Peterson recalled meeting Helen Gurley Brown, the famed editor of Cosmopolitan and author of the 1962 book “Sex and the Single Girl,” who told her, “Honey, the great love in your life should be your work, not your man.”
Work can give women the “satisfaction and confidence that allows us to be more direct in our relationships,” Peterson said. For those who don’t work, she advised to “have passions. I advocate taking classes.”
Kuczynski, who has children aged five and six, said she writes whenever she can, and is lucky she has a profession where that’s possible. “If I were a lawyer, I’d be screwed,” she added.
The lunch crowd included Erica Karsch, wife of former hedge-fund manager Michael Karsch, who’s an investor in Juice Press; Marjorie Harris who despite her husband Josh Harris being an owner of the New Jersey Devils, wore a crisp white top and skirt with Prada belt; and Simone Levinson, wife of real estate developer David Levinson and co-chairman of the Southampton Arts Center.
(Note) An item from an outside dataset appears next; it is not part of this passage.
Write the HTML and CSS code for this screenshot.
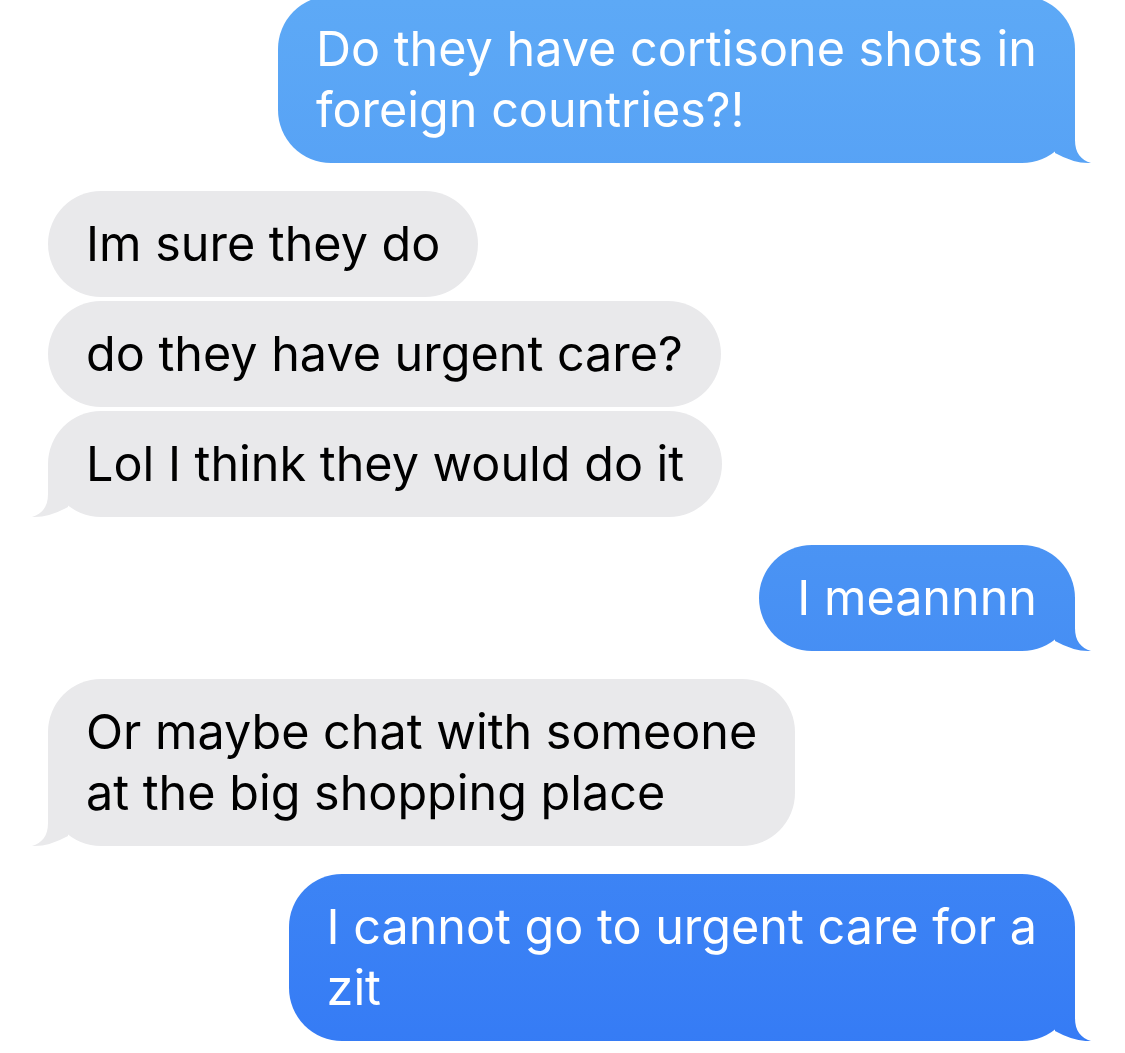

The trio bandied about an idea for a future get-together, not to discount their satisfaction with their fish in parchment paper served at Tutto: A Juice Press lunch, where juices could be turned into cocktails or spritzers, and the Juice Press chef could serve some of the raw food sold at the mini-chain’s stores in New York, Southampton and Bridgehampton.
Juice Press donated the event’s drinks, said Levinson, an investor in the company, who walked out of the restaurant carrying her black Juice Press insulated bag with the rest of her day’s supply.